Appendix: Alternate Install Prefix

An alternative approach is to install the binaries and libraries in an alternate location, say ${HOME}/llvm-project/build/install. This approach is often valued in monorepo and enterprise build environments as part of a "hermetic" build system for a couple reasons:

  1. allows for easier switching between compiler builds (eg: to handle conflicting build environment dependencies)
  2. helps track the closure of build-time dependencies to aid in reproducible builds
  3. somewhat helps avoid accidentally using the wrong compiler version

When installing to an alternate prefix, clang will not use the stdlib it was built with and that needs to be specified manually.
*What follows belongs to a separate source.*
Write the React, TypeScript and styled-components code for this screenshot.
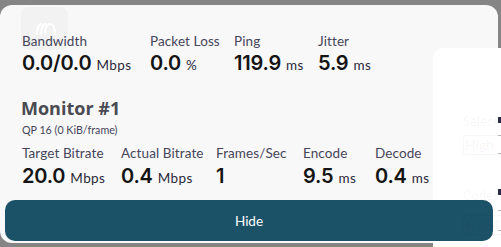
import React from "react";
import styled, { createGlobalStyle } from "styled-components";

const Global = createGlobalStyle`
  html, body { margin: 0; padding: 0; background: #858585; overflow: hidden; }
  body { width: 501px; height: 247px; font-family: "Lato", "Open Sans", sans-serif; }
  #root { width: 501px; height: 247px; position: relative; }
`;

const Page = styled.div`
  width: 501px;
  height: 247px;
  padding-top: 5px;
  box-sizing: border-box;
  position: relative;
  overflow: hidden;
`;

const Card = styled.div`
  width: 498px;
  height: 238px;
  background: #f8f8f8;
  border-radius: 12px;
  box-sizing: border-box;
  padding: 28px 5px 0 5px;
  display: flex;
  flex-direction: column;
  position: relative;
`;

const LogoTile = styled.div`
  position: absolute;
  left: 21px;
  top: 2px;
  width: 47px;
  height: 43px;
  border-radius: 8px;
  background: #f2f2f2;
  display: flex;
  align-items: center;
  justify-content: center;
  z-index: 0;
`;

const Section = styled.div`
  padding-left: 17px;
  display: flex;
  flex-direction: column;
  position: relative;
  z-index: 1;
`;

const Row = styled.div<{ $mt?: number }>`
  display: flex;
  margin-top: ${(p) => p.$mt ?? 0}px;
`;

const Stat = styled.div<{ $w: number }>`
  width: ${(p) => p.$w}px;
  flex: none;
  display: flex;
  flex-direction: column;
  white-space: nowrap;
`;

const Label = styled.div`
  font-family: "Lato", sans-serif;
  font-size: 13.5px;
  line-height: 16px;
  color: #46455a;
  letter-spacing: 0.1px;
`;

const Value = styled.div<{ $gap: number }>`
  margin-top: ${(p) => p.$gap}px;
  display: flex;
  align-items: baseline;
  gap: 5px;
  color: #141414;
`;

const Num = styled.span`
  font-family: "Inter", sans-serif;
  font-weight: 600;
  font-size: 20px;
  line-height: 24px;
  letter-spacing: -0.2px;
`;

const Unit = styled.span`
  font-family: "Lato", sans-serif;
  font-size: 13.5px;
  color: #2a2838;
  letter-spacing: 0.4px;
`;

const Title = styled.div`
  margin-top: 22px;
  font-family: "Open Sans", sans-serif;
  font-weight: 700;
  font-size: 18px;
  line-height: 22px;
  color: #4a4a52;
  margin-left: -1px;
`;

const Sub = styled.div`
  margin-top: 5px;
  font-family: "Lato", sans-serif;
  font-size: 10.7px;
  line-height: 12px;
  color: #45445a;
`;

const HideButton = styled.button`
  margin-top: 12px;
  height: 41px;
  width: 488px;
  border: none;
  border-radius: 10px;
  background: #1b5268;
  color: #ffffff;
  font-family: "Lato", sans-serif;
  font-size: 13.5px;
  position: relative;
  z-index: 2;
  padding: 0;
`;

const SidePanel = styled.div`
  position: absolute;
  left: 433px;
  top: 48px;
  width: 90px;
  height: 220px;
  background: #ffffff;
  border-radius: 10px 0 0 0;
  z-index: 1;
`;

const SideContent = styled.div`
  position: absolute;
  left: 463px;
  top: 112px;
  width: 38px;
  display: flex;
  flex-direction: column;
  z-index: 3;
  pointer-events: none;
`;

const FaintLabel = styled.div<{ $mt?: number }>`
  margin-top: ${(p) => p.$mt ?? 0}px;
  font-family: "Lato", sans-serif;
  font-size: 13px;
  line-height: 18px;
  color: rgba(0, 0, 0, 0.045);
  white-space: nowrap;
`;

const FaintBox = styled.div<{ $mt: number }>`
  margin-top: ${(p) => p.$mt}px;
  height: 18px;
  border: 1px solid rgba(0, 0, 0, 0.03);
  border-right: none;
  border-radius: 3px 0 0 3px;
  font-family: "Lato", sans-serif;
  font-size: 14px;
  line-height: 18px;
  color: rgba(0, 0, 0, 0.05);
  padding-left: 1px;
  white-space: nowrap;
`;

const Tick = styled.div<{ $top: number; $dark?: boolean }>`
  position: absolute;
  left: 498px;
  top: ${(p) => p.$top}px;
  width: 3px;
  height: ${(p) => (p.$dark ? 6 : 1)}px;
  background: ${(p) => (p.$dark ? "#2b2b48" : "#b8b8b8")};
  z-index: 3;
`;

type S = { label: string; num: string; unit: string; w: number };

const row1: S[] = [
  { label: "Bandwidth", num: "0.0/0.0", unit: "Mbps", w: 128 },
  { label: "Packet Loss", num: "0.0", unit: "%", w: 84 },
  { label: "Ping", num: "119.9", unit: "ms", w: 84 },
  { label: "Jitter", num: "5.9", unit: "ms", w: 90 },
];

const row2: S[] = [
  { label: "Target Bitrate", num: "20.0", unit: "Mbps", w: 99 },
  { label: "Actual Bitrate", num: "0.4", unit: "Mbps", w: 95 },
  { label: "Frames/Sec", num: "1", unit: "", w: 87 },
  { label: "Encode", num: "9.5", unit: "ms", w: 72 },
  { label: "Decode", num: "0.4", unit: "ms", w: 70 },
];

const StatItem = ({ s, gap }: { s: S; gap: number }) => (
  <Stat $w={s.w}>
    <Label>{s.label}</Label>
    <Value $gap={gap}>
      <Num>{s.num}</Num>
      {s.unit && <Unit>{s.unit}</Unit>}
    </Value>
  </Stat>
);

export default function App() {
  return (
    <>
      <Global />
      <Page>
        <Card>
          <LogoTile>
            <svg width="22" height="14" viewBox="0 0 22 14" fill="none" stroke="#ffffff" strokeWidth="2" strokeLinecap="round">
              <path d="M3 12 C3 6 5 3 7 2" />
              <path d="M7 12 C7 6 9 3 11 2" />
              <path d="M11 12 C11 5 13 2 16 2 C19 2 21 6 21 12" />
            </svg>
          </LogoTile>
          <Section>
            <Row>
              {row1.map((s) => (
                <StatItem key={s.label} s={s} gap={2} />
              ))}
            </Row>
            <Title>Monitor #1</Title>
            <Sub>QP 16 (0 KiB/frame)</Sub>
            <Row $mt={9}>
              {row2.map((s) => (
                <StatItem key={s.label} s={s} gap={3} />
              ))}
            </Row>
          </Section>
          <HideButton>Hide</HideButton>
        </Card>
        <SidePanel />
        <SideContent>
          <FaintLabel>Select</FaintLabel>
          <FaintBox $mt={5}>High</FaintBox>
          <FaintLabel $mt={31}>Codec</FaintLabel>
          <FaintBox $mt={11}>H264</FaintBox>
        </SideContent>
        <Tick $top={117} $dark />
        <Tick $top={135} />
        <Tick $top={153} />
        <Tick $top={189} $dark />
        <Tick $top={210} />
        <Tick $top={230} />
      </Page>
    </>
  );
}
For example, to compile a main.cpp using std::generator (not available in my system's c++ stdlibs), we could run something like

$ LLVM_ROOT=${HOME}/llvm-project            # replace with actual path
$ CLANG_INSTALL=${LLVM_ROOT}/build/install  # replace with actual path
$ ${LLVM_ROOT}/build/bin/clang++ \
  -nostdinc++ \
  -nostdlib++ \
  -isystem ${CLANG_INSTALL}/include/c++/v1 \
  -I ${CLANG_INSTALL}/include/x86_64-unknown-linux-gnu/c++/v1 \
  -L ${CLANG_INSTALL}/lib \
  -Wl,-rpath,${CLANG_INSTALL}/lib \
  -lc++ \
  -fexperimental-library \
  -std=c++2b \
  main.cpp -o main -O3 )
These flags could also be added to a cmake toolchain file.

That said, this approach was cumbersome enough for me that I've preferred to avoid fighting Unix conventions for now and simply install to /usr/local.